▶ Problem description: Transcribe the whole listing below without changing a word, but leave out every image.

▶ Supplied information:

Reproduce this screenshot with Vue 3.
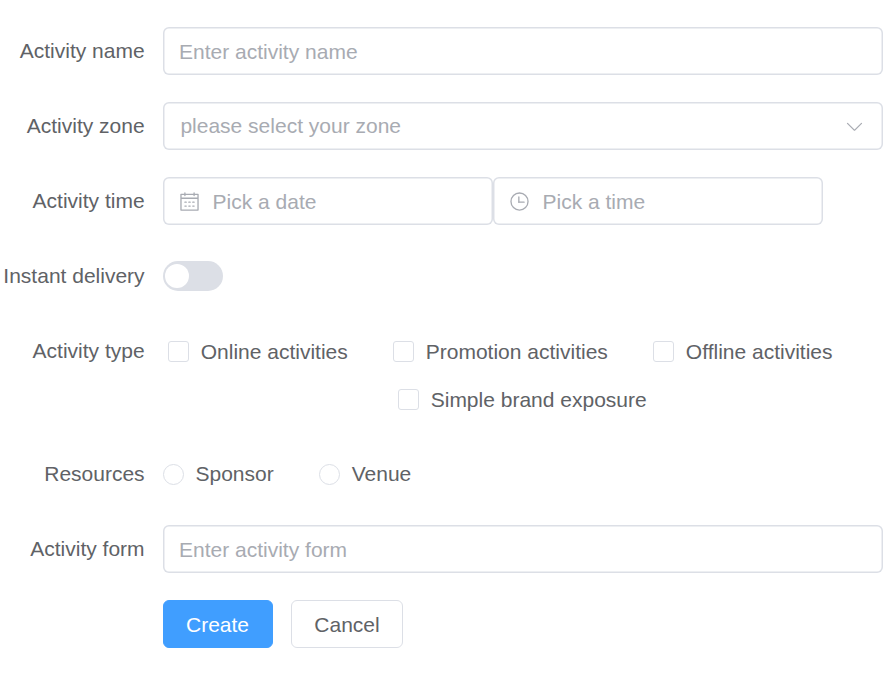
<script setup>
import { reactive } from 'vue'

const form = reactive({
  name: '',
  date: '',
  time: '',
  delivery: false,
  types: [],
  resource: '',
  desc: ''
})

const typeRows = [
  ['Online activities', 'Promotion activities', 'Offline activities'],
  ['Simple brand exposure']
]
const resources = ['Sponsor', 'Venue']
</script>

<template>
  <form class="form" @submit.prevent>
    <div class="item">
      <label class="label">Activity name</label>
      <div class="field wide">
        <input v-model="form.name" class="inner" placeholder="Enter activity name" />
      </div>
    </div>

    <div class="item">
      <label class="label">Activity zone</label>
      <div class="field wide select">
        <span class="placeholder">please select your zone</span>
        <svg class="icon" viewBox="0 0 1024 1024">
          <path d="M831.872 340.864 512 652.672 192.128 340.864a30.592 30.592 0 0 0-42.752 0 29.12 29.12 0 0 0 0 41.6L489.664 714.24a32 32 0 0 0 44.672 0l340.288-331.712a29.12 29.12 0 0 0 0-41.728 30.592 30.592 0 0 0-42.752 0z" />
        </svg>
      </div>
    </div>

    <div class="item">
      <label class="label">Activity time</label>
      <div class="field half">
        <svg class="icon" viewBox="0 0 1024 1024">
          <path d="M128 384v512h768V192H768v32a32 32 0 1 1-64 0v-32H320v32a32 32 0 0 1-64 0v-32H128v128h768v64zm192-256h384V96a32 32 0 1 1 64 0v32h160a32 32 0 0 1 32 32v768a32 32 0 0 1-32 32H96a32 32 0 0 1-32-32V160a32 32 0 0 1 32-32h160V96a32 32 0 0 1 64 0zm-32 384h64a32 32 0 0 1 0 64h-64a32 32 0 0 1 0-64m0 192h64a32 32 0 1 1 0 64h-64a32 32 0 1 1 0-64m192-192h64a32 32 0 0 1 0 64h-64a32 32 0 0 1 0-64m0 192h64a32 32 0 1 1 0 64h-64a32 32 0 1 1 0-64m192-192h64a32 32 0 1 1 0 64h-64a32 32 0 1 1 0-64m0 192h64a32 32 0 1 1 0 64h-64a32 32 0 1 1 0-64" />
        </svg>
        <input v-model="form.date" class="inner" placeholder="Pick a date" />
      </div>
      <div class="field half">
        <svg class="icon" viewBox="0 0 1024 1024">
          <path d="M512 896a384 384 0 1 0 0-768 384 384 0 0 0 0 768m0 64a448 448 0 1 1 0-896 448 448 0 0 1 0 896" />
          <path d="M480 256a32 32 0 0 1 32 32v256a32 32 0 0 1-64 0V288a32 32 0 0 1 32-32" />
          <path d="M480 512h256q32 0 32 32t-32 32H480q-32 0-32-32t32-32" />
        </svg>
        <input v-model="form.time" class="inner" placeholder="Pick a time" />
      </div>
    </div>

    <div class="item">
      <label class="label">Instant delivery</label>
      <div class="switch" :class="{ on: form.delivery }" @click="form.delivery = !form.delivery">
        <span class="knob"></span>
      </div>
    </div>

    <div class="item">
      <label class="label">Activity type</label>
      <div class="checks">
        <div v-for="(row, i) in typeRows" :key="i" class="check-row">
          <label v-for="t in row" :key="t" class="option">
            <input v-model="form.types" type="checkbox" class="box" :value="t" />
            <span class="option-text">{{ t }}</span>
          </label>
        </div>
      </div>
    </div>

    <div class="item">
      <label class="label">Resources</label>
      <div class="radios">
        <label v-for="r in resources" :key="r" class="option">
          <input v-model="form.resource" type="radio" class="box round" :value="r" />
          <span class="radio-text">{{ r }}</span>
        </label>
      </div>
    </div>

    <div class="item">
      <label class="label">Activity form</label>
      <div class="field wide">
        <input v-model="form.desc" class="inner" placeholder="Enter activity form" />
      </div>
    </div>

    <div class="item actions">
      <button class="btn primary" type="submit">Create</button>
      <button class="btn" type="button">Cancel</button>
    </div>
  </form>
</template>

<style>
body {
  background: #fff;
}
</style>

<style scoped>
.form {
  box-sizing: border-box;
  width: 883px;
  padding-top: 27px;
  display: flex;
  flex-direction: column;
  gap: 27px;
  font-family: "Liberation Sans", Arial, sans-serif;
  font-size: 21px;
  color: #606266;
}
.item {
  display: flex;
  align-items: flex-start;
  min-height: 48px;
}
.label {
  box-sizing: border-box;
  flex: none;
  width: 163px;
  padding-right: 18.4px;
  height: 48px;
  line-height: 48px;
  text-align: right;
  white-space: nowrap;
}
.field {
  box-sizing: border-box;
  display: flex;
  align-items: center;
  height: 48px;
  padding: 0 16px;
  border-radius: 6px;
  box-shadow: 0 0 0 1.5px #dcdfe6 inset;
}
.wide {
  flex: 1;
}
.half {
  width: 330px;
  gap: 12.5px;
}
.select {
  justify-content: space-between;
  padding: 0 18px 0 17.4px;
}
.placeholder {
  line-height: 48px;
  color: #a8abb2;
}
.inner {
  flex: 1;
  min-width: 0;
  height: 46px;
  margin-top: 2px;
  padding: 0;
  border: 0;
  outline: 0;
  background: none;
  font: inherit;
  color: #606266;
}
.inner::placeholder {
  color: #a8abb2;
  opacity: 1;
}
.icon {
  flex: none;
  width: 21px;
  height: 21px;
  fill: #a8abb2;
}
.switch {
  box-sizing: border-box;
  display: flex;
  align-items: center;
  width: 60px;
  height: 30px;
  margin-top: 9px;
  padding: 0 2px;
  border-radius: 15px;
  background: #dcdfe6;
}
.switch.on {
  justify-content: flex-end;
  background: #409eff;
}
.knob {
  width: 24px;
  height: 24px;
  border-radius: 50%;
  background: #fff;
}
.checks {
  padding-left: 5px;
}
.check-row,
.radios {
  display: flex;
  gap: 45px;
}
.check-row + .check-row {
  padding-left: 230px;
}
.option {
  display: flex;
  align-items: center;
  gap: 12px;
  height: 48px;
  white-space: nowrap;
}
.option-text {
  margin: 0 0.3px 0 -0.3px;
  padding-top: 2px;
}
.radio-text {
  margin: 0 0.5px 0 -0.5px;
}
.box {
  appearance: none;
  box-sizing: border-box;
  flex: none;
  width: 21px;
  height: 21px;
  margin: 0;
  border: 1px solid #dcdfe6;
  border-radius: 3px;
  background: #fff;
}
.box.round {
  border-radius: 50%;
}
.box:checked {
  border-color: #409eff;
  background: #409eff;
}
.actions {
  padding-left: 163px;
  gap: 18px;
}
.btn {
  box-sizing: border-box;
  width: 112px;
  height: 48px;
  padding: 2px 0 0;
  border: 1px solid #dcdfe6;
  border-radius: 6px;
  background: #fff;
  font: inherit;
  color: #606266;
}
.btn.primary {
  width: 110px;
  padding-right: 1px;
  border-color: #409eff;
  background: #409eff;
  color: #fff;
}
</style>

▶ Answer in full:
Reproduce this screenshot with Vue 3.
<script setup>
import { reactive } from 'vue'

const form = reactive({
  name: '',
  date: '',
  time: '',
  delivery: false,
  types: [],
  resource: '',
  desc: ''
})

const typeRows = [
  ['Online activities', 'Promotion activities', 'Offline activities'],
  ['Simple brand exposure']
]
const resources = ['Sponsor', 'Venue']
</script>

<template>
  <form class="form" @submit.prevent>
    <div class="item">
      <label class="label">Activity name</label>
      <div class="field wide">
        <input v-model="form.name" class="inner" placeholder="Enter activity name" />
      </div>
    </div>

    <div class="item">
      <label class="label">Activity zone</label>
      <div class="field wide select">
        <span class="placeholder">please select your zone</span>
        <svg class="icon" viewBox="0 0 1024 1024">
          <path d="M831.872 340.864 512 652.672 192.128 340.864a30.592 30.592 0 0 0-42.752 0 29.12 29.12 0 0 0 0 41.6L489.664 714.24a32 32 0 0 0 44.672 0l340.288-331.712a29.12 29.12 0 0 0 0-41.728 30.592 30.592 0 0 0-42.752 0z" />
        </svg>
      </div>
    </div>

    <div class="item">
      <label class="label">Activity time</label>
      <div class="field half">
        <svg class="icon" viewBox="0 0 1024 1024">
          <path d="M128 384v512h768V192H768v32a32 32 0 1 1-64 0v-32H320v32a32 32 0 0 1-64 0v-32H128v128h768v64zm192-256h384V96a32 32 0 1 1 64 0v32h160a32 32 0 0 1 32 32v768a32 32 0 0 1-32 32H96a32 32 0 0 1-32-32V160a32 32 0 0 1 32-32h160V96a32 32 0 0 1 64 0zm-32 384h64a32 32 0 0 1 0 64h-64a32 32 0 0 1 0-64m0 192h64a32 32 0 1 1 0 64h-64a32 32 0 1 1 0-64m192-192h64a32 32 0 0 1 0 64h-64a32 32 0 0 1 0-64m0 192h64a32 32 0 1 1 0 64h-64a32 32 0 1 1 0-64m192-192h64a32 32 0 1 1 0 64h-64a32 32 0 1 1 0-64m0 192h64a32 32 0 1 1 0 64h-64a32 32 0 1 1 0-64" />
        </svg>
        <input v-model="form.date" class="inner" placeholder="Pick a date" />
      </div>
      <div class="field half">
        <svg class="icon" viewBox="0 0 1024 1024">
          <path d="M512 896a384 384 0 1 0 0-768 384 384 0 0 0 0 768m0 64a448 448 0 1 1 0-896 448 448 0 0 1 0 896" />
          <path d="M480 256a32 32 0 0 1 32 32v256a32 32 0 0 1-64 0V288a32 32 0 0 1 32-32" />
          <path d="M480 512h256q32 0 32 32t-32 32H480q-32 0-32-32t32-32" />
        </svg>
        <input v-model="form.time" class="inner" placeholder="Pick a time" />
      </div>
    </div>

    <div class="item">
      <label class="label">Instant delivery</label>
      <div class="switch" :class="{ on: form.delivery }" @click="form.delivery = !form.delivery">
        <span class="knob"></span>
      </div>
    </div>

    <div class="item">
      <label class="label">Activity type</label>
      <div class="checks">
        <div v-for="(row, i) in typeRows" :key="i" class="check-row">
          <label v-for="t in row" :key="t" class="option">
            <input v-model="form.types" type="checkbox" class="box" :value="t" />
            <span class="option-text">{{ t }}</span>
          </label>
        </div>
      </div>
    </div>

    <div class="item">
      <label class="label">Resources</label>
      <div class="radios">
        <label v-for="r in resources" :key="r" class="option">
          <input v-model="form.resource" type="radio" class="box round" :value="r" />
          <span class="radio-text">{{ r }}</span>
        </label>
      </div>
    </div>

    <div class="item">
      <label class="label">Activity form</label>
      <div class="field wide">
        <input v-model="form.desc" class="inner" placeholder="Enter activity form" />
      </div>
    </div>

    <div class="item actions">
      <button class="btn primary" type="submit">Create</button>
      <button class="btn" type="button">Cancel</button>
    </div>
  </form>
</template>

<style>
body {
  background: #fff;
}
</style>

<style scoped>
.form {
  box-sizing: border-box;
  width: 883px;
  padding-top: 27px;
  display: flex;
  flex-direction: column;
  gap: 27px;
  font-family: "Liberation Sans", Arial, sans-serif;
  font-size: 21px;
  color: #606266;
}
.item {
  display: flex;
  align-items: flex-start;
  min-height: 48px;
}
.label {
  box-sizing: border-box;
  flex: none;
  width: 163px;
  padding-right: 18.4px;
  height: 48px;
  line-height: 48px;
  text-align: right;
  white-space: nowrap;
}
.field {
  box-sizing: border-box;
  display: flex;
  align-items: center;
  height: 48px;
  padding: 0 16px;
  border-radius: 6px;
  box-shadow: 0 0 0 1.5px #dcdfe6 inset;
}
.wide {
  flex: 1;
}
.half {
  width: 330px;
  gap: 12.5px;
}
.select {
  justify-content: space-between;
  padding: 0 18px 0 17.4px;
}
.placeholder {
  line-height: 48px;
  color: #a8abb2;
}
.inner {
  flex: 1;
  min-width: 0;
  height: 46px;
  margin-top: 2px;
  padding: 0;
  border: 0;
  outline: 0;
  background: none;
  font: inherit;
  color: #606266;
}
.inner::placeholder {
  color: #a8abb2;
  opacity: 1;
}
.icon {
  flex: none;
  width: 21px;
  height: 21px;
  fill: #a8abb2;
}
.switch {
  box-sizing: border-box;
  display: flex;
  align-items: center;
  width: 60px;
  height: 30px;
  margin-top: 9px;
  padding: 0 2px;
  border-radius: 15px;
  background: #dcdfe6;
}
.switch.on {
  justify-content: flex-end;
  background: #409eff;
}
.knob {
  width: 24px;
  height: 24px;
  border-radius: 50%;
  background: #fff;
}
.checks {
  padding-left: 5px;
}
.check-row,
.radios {
  display: flex;
  gap: 45px;
}
.check-row + .check-row {
  padding-left: 230px;
}
.option {
  display: flex;
  align-items: center;
  gap: 12px;
  height: 48px;
  white-space: nowrap;
}
.option-text {
  margin: 0 0.3px 0 -0.3px;
  padding-top: 2px;
}
.radio-text {
  margin: 0 0.5px 0 -0.5px;
}
.box {
  appearance: none;
  box-sizing: border-box;
  flex: none;
  width: 21px;
  height: 21px;
  margin: 0;
  border: 1px solid #dcdfe6;
  border-radius: 3px;
  background: #fff;
}
.box.round {
  border-radius: 50%;
}
.box:checked {
  border-color: #409eff;
  background: #409eff;
}
.actions {
  padding-left: 163px;
  gap: 18px;
}
.btn {
  box-sizing: border-box;
  width: 112px;
  height: 48px;
  padding: 2px 0 0;
  border: 1px solid #dcdfe6;
  border-radius: 6px;
  background: #fff;
  font: inherit;
  color: #606266;
}
.btn.primary {
  width: 110px;
  padding-right: 1px;
  border-color: #409eff;
  background: #409eff;
  color: #fff;
}
</style>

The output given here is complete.